● Stored data
..............................

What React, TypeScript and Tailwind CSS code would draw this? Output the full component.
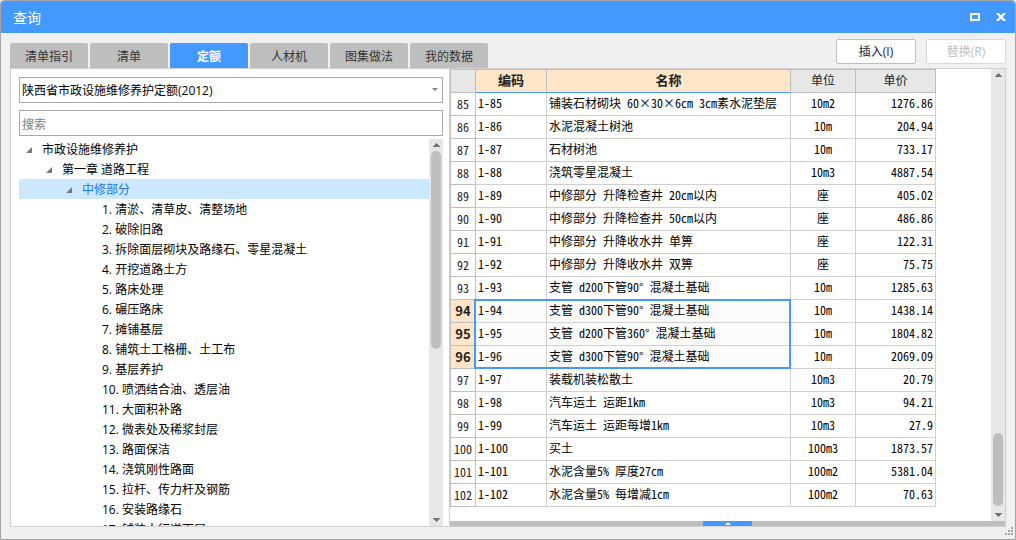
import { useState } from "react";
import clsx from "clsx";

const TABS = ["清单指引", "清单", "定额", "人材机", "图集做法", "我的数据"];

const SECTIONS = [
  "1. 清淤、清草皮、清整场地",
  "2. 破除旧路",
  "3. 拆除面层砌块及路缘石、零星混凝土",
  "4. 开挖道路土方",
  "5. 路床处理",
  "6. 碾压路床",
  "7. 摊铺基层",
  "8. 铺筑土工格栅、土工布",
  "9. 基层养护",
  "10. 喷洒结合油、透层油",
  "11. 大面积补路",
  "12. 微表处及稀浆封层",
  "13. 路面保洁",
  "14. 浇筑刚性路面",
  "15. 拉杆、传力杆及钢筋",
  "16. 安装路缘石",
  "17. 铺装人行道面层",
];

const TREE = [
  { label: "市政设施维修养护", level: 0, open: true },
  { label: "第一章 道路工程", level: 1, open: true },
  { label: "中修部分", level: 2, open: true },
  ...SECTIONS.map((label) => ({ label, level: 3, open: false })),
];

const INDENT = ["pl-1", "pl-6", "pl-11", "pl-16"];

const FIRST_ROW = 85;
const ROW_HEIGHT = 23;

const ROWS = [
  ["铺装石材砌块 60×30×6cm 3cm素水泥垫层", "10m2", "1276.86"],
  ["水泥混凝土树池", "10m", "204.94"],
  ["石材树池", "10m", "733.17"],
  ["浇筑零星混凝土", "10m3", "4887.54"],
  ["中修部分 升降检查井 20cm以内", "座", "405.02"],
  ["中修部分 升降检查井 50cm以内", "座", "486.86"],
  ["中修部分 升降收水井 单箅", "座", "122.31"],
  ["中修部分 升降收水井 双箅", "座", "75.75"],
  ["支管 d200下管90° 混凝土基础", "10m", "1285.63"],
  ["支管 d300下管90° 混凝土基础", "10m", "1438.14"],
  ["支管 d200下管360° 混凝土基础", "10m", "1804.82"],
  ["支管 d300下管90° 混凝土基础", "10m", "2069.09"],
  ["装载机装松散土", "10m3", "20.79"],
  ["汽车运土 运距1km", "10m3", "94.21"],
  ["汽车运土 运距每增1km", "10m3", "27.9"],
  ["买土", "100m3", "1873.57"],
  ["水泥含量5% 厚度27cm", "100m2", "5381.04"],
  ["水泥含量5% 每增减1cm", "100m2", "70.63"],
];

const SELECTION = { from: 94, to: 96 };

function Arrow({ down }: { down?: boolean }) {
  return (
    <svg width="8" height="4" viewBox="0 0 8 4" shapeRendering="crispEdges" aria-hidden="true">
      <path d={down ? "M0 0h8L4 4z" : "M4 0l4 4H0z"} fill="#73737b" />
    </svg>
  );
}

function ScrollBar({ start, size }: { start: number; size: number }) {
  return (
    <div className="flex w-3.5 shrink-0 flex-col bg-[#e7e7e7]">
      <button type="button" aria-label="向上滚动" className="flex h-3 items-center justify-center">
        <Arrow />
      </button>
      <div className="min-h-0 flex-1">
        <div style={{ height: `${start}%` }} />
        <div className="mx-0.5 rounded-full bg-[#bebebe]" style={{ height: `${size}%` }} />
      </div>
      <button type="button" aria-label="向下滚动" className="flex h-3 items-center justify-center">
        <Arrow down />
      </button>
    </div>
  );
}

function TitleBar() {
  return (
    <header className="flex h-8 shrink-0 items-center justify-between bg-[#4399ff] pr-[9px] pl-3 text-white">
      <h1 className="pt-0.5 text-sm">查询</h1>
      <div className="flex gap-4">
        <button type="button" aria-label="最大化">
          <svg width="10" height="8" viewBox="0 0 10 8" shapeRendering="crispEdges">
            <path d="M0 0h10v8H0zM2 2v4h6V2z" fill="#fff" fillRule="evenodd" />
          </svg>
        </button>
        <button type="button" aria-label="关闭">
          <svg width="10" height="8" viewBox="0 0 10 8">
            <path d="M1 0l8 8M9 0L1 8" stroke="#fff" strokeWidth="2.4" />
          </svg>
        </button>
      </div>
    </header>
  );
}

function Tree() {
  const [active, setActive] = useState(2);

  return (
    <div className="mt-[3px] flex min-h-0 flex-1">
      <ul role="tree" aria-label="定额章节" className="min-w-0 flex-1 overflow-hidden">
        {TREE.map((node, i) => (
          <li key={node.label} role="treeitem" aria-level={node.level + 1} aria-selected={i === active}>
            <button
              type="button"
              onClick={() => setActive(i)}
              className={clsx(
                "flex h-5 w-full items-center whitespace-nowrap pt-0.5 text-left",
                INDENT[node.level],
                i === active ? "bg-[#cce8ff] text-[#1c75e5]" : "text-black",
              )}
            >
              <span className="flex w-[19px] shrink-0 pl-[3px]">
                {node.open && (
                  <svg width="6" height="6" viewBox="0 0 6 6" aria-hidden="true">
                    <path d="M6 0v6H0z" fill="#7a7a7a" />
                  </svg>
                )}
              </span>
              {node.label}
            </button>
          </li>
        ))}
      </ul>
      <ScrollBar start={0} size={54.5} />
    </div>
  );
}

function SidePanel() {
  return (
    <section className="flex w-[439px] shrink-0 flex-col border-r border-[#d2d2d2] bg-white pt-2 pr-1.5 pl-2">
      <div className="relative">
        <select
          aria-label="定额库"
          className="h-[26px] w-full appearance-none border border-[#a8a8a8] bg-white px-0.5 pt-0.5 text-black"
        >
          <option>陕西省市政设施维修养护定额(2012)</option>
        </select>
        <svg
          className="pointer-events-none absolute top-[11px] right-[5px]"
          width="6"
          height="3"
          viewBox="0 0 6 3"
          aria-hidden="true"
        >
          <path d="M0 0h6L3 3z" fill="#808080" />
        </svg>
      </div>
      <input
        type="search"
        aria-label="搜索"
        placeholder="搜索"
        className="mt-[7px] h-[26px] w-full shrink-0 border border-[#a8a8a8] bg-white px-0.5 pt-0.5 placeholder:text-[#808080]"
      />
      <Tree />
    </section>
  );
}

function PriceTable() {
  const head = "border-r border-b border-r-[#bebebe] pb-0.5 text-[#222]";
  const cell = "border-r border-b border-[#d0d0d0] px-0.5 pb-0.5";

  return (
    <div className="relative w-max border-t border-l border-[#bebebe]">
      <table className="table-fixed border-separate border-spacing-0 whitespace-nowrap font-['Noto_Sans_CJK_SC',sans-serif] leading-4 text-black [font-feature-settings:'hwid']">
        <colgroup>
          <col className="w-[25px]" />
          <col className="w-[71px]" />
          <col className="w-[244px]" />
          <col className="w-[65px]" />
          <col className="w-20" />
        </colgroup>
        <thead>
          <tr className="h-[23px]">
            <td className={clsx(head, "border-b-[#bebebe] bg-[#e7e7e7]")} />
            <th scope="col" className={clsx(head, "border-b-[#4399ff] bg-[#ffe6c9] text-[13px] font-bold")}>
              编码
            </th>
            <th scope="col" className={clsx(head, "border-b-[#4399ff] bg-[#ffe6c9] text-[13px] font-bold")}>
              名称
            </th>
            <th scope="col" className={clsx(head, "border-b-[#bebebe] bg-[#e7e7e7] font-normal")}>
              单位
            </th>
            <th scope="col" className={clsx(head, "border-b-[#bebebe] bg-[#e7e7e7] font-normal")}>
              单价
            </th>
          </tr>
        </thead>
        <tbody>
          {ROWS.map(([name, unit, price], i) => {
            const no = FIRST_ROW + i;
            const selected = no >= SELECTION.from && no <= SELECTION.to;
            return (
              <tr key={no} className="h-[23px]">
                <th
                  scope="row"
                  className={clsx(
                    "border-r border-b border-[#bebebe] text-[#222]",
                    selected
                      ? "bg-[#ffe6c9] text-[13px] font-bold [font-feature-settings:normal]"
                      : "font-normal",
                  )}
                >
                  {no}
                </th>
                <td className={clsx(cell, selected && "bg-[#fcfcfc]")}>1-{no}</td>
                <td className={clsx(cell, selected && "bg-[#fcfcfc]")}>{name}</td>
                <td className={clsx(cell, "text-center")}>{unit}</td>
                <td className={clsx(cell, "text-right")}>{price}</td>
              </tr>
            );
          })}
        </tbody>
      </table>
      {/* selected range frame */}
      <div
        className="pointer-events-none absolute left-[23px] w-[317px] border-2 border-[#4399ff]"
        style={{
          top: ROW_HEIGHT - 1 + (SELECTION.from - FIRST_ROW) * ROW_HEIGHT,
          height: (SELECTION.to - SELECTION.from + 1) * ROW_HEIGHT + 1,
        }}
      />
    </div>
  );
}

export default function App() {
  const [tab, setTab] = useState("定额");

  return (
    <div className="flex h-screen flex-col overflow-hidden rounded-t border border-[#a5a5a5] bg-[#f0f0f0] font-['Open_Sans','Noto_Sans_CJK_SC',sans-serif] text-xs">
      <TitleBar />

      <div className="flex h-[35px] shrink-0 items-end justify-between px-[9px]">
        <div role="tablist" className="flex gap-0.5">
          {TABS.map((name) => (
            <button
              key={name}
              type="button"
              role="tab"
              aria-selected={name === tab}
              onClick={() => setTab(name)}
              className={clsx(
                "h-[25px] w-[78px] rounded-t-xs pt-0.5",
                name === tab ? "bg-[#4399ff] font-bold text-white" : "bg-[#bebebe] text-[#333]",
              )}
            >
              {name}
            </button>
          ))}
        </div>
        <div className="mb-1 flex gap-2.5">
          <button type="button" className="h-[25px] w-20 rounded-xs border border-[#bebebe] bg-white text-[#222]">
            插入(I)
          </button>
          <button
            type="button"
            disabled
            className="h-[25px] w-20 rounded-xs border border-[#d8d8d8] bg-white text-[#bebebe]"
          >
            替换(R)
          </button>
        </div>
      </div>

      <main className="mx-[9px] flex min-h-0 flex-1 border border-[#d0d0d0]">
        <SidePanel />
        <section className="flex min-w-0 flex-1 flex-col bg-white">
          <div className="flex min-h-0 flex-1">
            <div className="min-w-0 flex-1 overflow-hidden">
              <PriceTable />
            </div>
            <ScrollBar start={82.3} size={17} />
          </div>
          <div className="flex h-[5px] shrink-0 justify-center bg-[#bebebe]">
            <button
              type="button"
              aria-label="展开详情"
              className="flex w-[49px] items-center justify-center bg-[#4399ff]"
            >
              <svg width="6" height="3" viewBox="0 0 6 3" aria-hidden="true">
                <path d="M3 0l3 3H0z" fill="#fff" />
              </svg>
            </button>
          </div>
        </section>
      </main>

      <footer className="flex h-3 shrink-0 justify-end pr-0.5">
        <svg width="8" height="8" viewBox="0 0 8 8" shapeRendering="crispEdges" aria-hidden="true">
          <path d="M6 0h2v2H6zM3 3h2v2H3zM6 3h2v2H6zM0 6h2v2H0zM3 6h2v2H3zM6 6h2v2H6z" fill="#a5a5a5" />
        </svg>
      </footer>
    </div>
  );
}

..............................

● Directions
Repeat only what lies between the start of the data and the end of the line containing "from: 94, to: 96", exactly, with pictures left out.

● Task result
What React, TypeScript and Tailwind CSS code would draw this? Output the full component.
import { useState } from "react";
import clsx from "clsx";

const TABS = ["清单指引", "清单", "定额", "人材机", "图集做法", "我的数据"];

const SECTIONS = [
  "1. 清淤、清草皮、清整场地",
  "2. 破除旧路",
  "3. 拆除面层砌块及路缘石、零星混凝土",
  "4. 开挖道路土方",
  "5. 路床处理",
  "6. 碾压路床",
  "7. 摊铺基层",
  "8. 铺筑土工格栅、土工布",
  "9. 基层养护",
  "10. 喷洒结合油、透层油",
  "11. 大面积补路",
  "12. 微表处及稀浆封层",
  "13. 路面保洁",
  "14. 浇筑刚性路面",
  "15. 拉杆、传力杆及钢筋",
  "16. 安装路缘石",
  "17. 铺装人行道面层",
];

const TREE = [
  { label: "市政设施维修养护", level: 0, open: true },
  { label: "第一章 道路工程", level: 1, open: true },
  { label: "中修部分", level: 2, open: true },
  ...SECTIONS.map((label) => ({ label, level: 3, open: false })),
];

const INDENT = ["pl-1", "pl-6", "pl-11", "pl-16"];

const FIRST_ROW = 85;
const ROW_HEIGHT = 23;

const ROWS = [
  ["铺装石材砌块 60×30×6cm 3cm素水泥垫层", "10m2", "1276.86"],
  ["水泥混凝土树池", "10m", "204.94"],
  ["石材树池", "10m", "733.17"],
  ["浇筑零星混凝土", "10m3", "4887.54"],
  ["中修部分 升降检查井 20cm以内", "座", "405.02"],
  ["中修部分 升降检查井 50cm以内", "座", "486.86"],
  ["中修部分 升降收水井 单箅", "座", "122.31"],
  ["中修部分 升降收水井 双箅", "座", "75.75"],
  ["支管 d200下管90° 混凝土基础", "10m", "1285.63"],
  ["支管 d300下管90° 混凝土基础", "10m", "1438.14"],
  ["支管 d200下管360° 混凝土基础", "10m", "1804.82"],
  ["支管 d300下管90° 混凝土基础", "10m", "2069.09"],
  ["装载机装松散土", "10m3", "20.79"],
  ["汽车运土 运距1km", "10m3", "94.21"],
  ["汽车运土 运距每增1km", "10m3", "27.9"],
  ["买土", "100m3", "1873.57"],
  ["水泥含量5% 厚度27cm", "100m2", "5381.04"],
  ["水泥含量5% 每增减1cm", "100m2", "70.63"],
];

const SELECTION = { from: 94, to: 96 };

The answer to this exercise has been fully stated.